Le second aspect clarifié par le Tribunal fédéral concerne les critères d’éligibilité à la déduction forfaitaire pour les « box-garages ». Contredisant l’interprétation restrictive de la Commission, Notre Haute Cour a statué que les « box-garages » loués à des fins privées par des locataires non commerciaux devraient bénéficier de la déduction. Cette décision ouvre l’accès à la déduction forfaitaire, prescrivant qu’elle devrait être disponible tant pour les propriétés résidentielles que pour celles utilisées comme garages privés. Le Tribunal fédéral insiste dans son résonnement sur le fait que ces derniers devraient être traités de la même manière en termes de déduction forfaitaire que les propriétés résidentielles, à l’opposé des biens principalement destinés à un usage commercial, où les frais d’entretien sont, selon notre Haute Cour, généralement à la charge des locataires.

En réaffirmant l’objectif de simplification de l’article 32 LIFD et en précisant clairement ses conditions d’application, le Tribunal fédéral a aligné la pratique fiscale avec les réalités contemporaines du domaine de l’immobilier.

Conséquences et évolution: Impact de l'arrêt sur l'imposition immobilière

Cette décision constitue une avancée pour une multitude de propriétaires. Ils auront dorénavant le choix  à tout le moins dans le cadre de l’impôt fédéral directe de bénéficier d’une déduction forfaitaire de 10 % sur les « box-garages » qui ne sont pas affectés à une activité commerciale et qui font partie de , leur fortune privée.

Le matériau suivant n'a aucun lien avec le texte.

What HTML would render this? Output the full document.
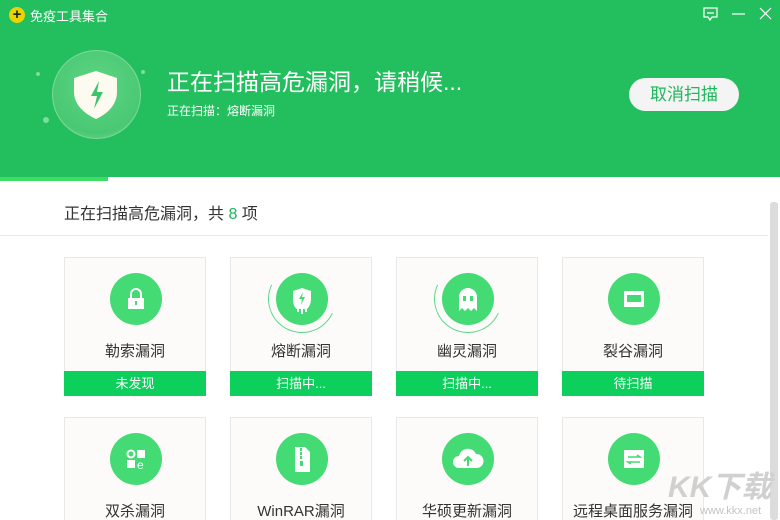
<!DOCTYPE html>
<html><head><meta charset="utf-8"><style>
*{margin:0;padding:0;box-sizing:border-box}
html,body{width:780px;height:520px;overflow:hidden}
body{background:#fff;font-family:"Liberation Sans","Noto Sans CJK SC",sans-serif;position:relative}
.hd{position:absolute;left:0;top:0;width:780px;height:177px;background:#23bf5e}
.prog{position:absolute;left:0;top:177px;width:108px;height:4px;background:#3ddc62}
.t{position:absolute;color:#fff}
.btn{position:absolute;left:629px;top:78px;width:110px;height:33px;border-radius:17px;background:#f4f4f4;color:#1cb85a;font-size:17px;text-align:center;line-height:33px}
.sub{position:absolute;left:64px;top:200px;font-size:16px;color:#333}
.line{position:absolute;left:0;top:235px;width:768px;height:1px;background:#e8e8e8}
.sb{position:absolute;left:770px;top:202px;width:8px;height:318px;background:#dcdcdc;border-radius:3px}
.card{position:absolute;width:142px;height:139px;background:#fcfbfa;border:1px solid #e8e8e8}
.ic{position:absolute;left:45px;top:15px;width:52px;height:52px;border-radius:50%;background:#44da74}
.lb{position:absolute;left:0;top:82px;width:100%;text-align:center;font-size:15px;color:#333}
.st{position:absolute;left:-1px;top:113px;width:142px;height:25px;background:#0ccf5c;color:#fff;font-size:13px;text-align:center;line-height:25px}
.ring{position:absolute;left:37px;top:7px;width:68px;height:68px;border-radius:50%;border:1.5px solid #5ad98a;border-top-color:transparent;border-right-color:transparent;transform:rotate(-20deg)}
.ic svg{position:absolute;left:0;top:0}
</style></head><body>
<div class="hd"></div>
<div class="prog"></div>
<div style="position:absolute;left:9px;top:7px;width:16px;height:16px;border-radius:50%;background:#e9d400;color:#222;font-size:15px;font-weight:bold;line-height:15px;text-align:center">+</div>
<div class="t" style="left:30px;top:6px;font-size:13px">免疫工具集合</div>
<svg style="position:absolute;left:700px;top:6px" width="72" height="16" viewBox="0 0 72 16" fill="none" stroke="#fff" stroke-width="1.2"><path d="M4 2h13v9h-5l-2 3-2-3H4z M7 7h7"/><path d="M32 8h13"/><path d="M60 2l11 11M71 2L60 13"/></svg>
<div style="position:absolute;left:52px;top:50px;width:89px;height:89px;border-radius:50%;background:radial-gradient(circle at 50% 40%,#5fd583,#49c873 70%,#8fdca0);border:1px solid #7fd99a"></div>
<div style="position:absolute;left:36px;top:72px;width:4px;height:4px;border-radius:50%;background:#7fdc9c"></div>
<div style="position:absolute;left:43px;top:117px;width:6px;height:6px;border-radius:50%;background:#7fdc9c"></div>
<div style="position:absolute;left:141px;top:70px;width:4px;height:4px;border-radius:50%;background:#7fdc9c"></div>
<svg style="position:absolute;left:73px;top:70px" width="46" height="50" viewBox="0 0 46 50"><path d="M23 1L44 8v14c0 13-10 22-21 27C12 44 1 35 1 22V8z" fill="#fdfaf0"/><path d="M26 11l-8 15h6l-3 13 9-17h-6z" fill="#3cc46c"/></svg>
<div class="t" style="left:167px;top:63px;font-size:23px">正在扫描高危漏洞，请稍候...</div>
<div class="t" style="left:167px;top:102px;font-size:12px">正在扫描：熔断漏洞</div>
<div class="btn">取消扫描</div>
<div class="sub">正在扫描高危漏洞，共 <span style="color:#1cb85a">8</span> 项</div>
<div class="line"></div>
<div class="sb"></div>

<div class="card" style="left:64px;top:257px"><div class="ic"><svg width="52" height="52"><path d="M21 25v-4a5 5 0 0110 0v4" stroke="#fff" stroke-width="2" fill="none"/><rect x="18" y="25" width="16" height="11" fill="#fff"/><rect x="25" y="28" width="2" height="4" fill="#44da74"/></svg></div><div class="lb">勒索漏洞</div><div class="st">未发现</div></div>
<div class="card" style="left:230px;top:257px"><div class="ring"></div><div class="ic"><svg width="52" height="52"><path d="M26 15l9 3v8c0 6-3 9-4 10v3h-2v-3h-2v5h-2v-5h-2v3h-2v-3c-2-1-4-4-4-10v-8z" fill="#fff"/><path d="M27 19l-4 7h3l-1 6 4-8h-3z" fill="#44da74"/></svg></div><div class="lb">熔断漏洞</div><div class="st">扫描中...</div></div>
<div class="card" style="left:396px;top:257px"><div class="ring"></div><div class="ic"><svg width="52" height="52"><path d="M17 38V24a9 9 0 0118 0v14l-3-3-3 3-3-3-3 3-3-3z" fill="#fff"/><rect x="21" y="23" width="3" height="5" fill="#44da74"/><rect x="28" y="23" width="3" height="5" fill="#44da74"/></svg></div><div class="lb">幽灵漏洞</div><div class="st">扫描中...</div></div>
<div class="card" style="left:562px;top:257px"><div class="ic"><svg width="52" height="52"><rect x="16" y="18" width="20" height="16" fill="#fff"/><rect x="19" y="22" width="14" height="7" fill="#44da74"/></svg></div><div class="lb">裂谷漏洞</div><div class="st">待扫描</div></div>

<div class="card" style="left:64px;top:417px"><div class="ic"><svg width="52" height="52"><circle cx="21" cy="21" r="3.5" stroke="#fff" stroke-width="2" fill="none"/><rect x="27" y="17" width="8" height="8" fill="#fff"/><rect x="17" y="27" width="8" height="8" fill="#fff"/><text x="27" y="36" font-size="12" fill="#fff" font-family="Liberation Sans">e</text></svg></div><div class="lb">双杀漏洞</div></div>
<div class="card" style="left:230px;top:417px"><div class="ic"><svg width="52" height="52"><path d="M19 14h10l5 5v20H19z" fill="#fff"/><path d="M24 15h2v3h-2zM24 19h2v3h-2zM24 23h2v3h-2zM24 28h3v5h-3z" fill="#44da74"/></svg></div><div class="lb">WinRAR漏洞</div></div>
<div class="card" style="left:396px;top:417px"><div class="ic"><svg width="52" height="52"><path d="M17 35a6 6 0 010-12 9 9 0 0117-2 7 7 0 011 14z" fill="#fff"/><path d="M26 33v-8M22 28l4-4 4 4" stroke="#44da74" stroke-width="2" fill="none"/></svg></div><div class="lb">华硕更新漏洞</div></div>
<div class="card" style="left:562px;top:417px"><div class="ic"><svg width="52" height="52"><rect x="16" y="17" width="20" height="18" fill="#fff"/><path d="M20 24h12l-3-2M32 29H20l3 2" stroke="#44da74" stroke-width="1.6" fill="none"/></svg></div><div class="lb">远程桌面服务漏洞</div></div>
<div style="position:absolute;left:668px;top:462px;font-size:30px;font-weight:bold;color:#d0d0d0;font-style:italic">KK下载</div>
<div style="position:absolute;left:700px;top:505px;font-size:11px;color:#c4c4c4">www.kkx.net</div>
</body></html>
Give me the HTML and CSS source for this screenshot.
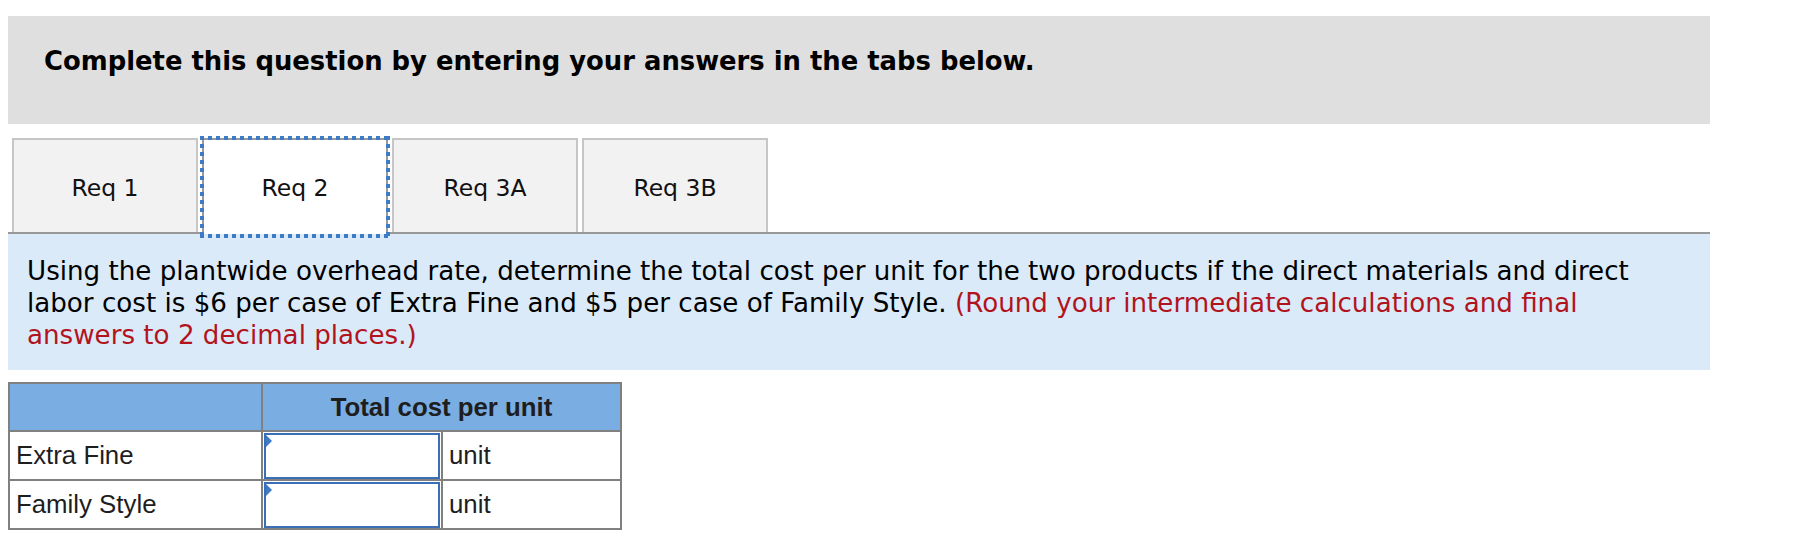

Pour les services fiscaux, cet arrêt met en lumière la nécessité d’appliquer les lois de manière à respecter l’intention originelle du législateur, tout en considérant les spécificités du marché immobilier. Cela pourrait conduire, nous l’espérons, à des révisions des méthodes d’évaluation et de contrôle des déclarations d’impôts, en particulier pour les biens non résidentiels utilisés à des fins privées.

À long terme, cet arrêt pourrait marquer un premier pas timide vers revirement de la jurisprudence en matière d’imputation de déductions forfaitaires. En effet, on peut légitimement espérer que cette approche pragmatique, alignée sur les pratiques immobilières actuelles, sera adoptée de manière unifiée au niveau cantonal et s’étendra à tous les biens immobiliers détenus dans la fortune privée. Les évolutions telles que le télétravail rendent obsolète la distinction traditionnelle entre les usages privé et professionnel des immeubles qui se base sur une jurisprudence désormais inadéquate. Il semble en effet inapproprié qu’un propriétaire puisse hypothétiquement être victime d’une reprise fiscale en raison de l’utilisation de son bien par ses locataires qui, malheureusement bien souvent, peut se faire sans son consentement.

De plus, il convient de noter que dans de nombreux baux commerciaux, les frais d’entretien ne relèvent pas de la responsabilité du locataire, remettant ainsi en question la pertinence d’une distinction fondée sur l’utilisation du bien.

Dans cet esprit, nous espérons que notre Haute Cour favorisera l’extension de la déduction forfaitaire à tous les biens immobiliers détenus dans la fortune privée, répondant ainsi à l’objectif de simplification recherché par le législateur et ajustant la jurisprudence aux réalités contemporaines.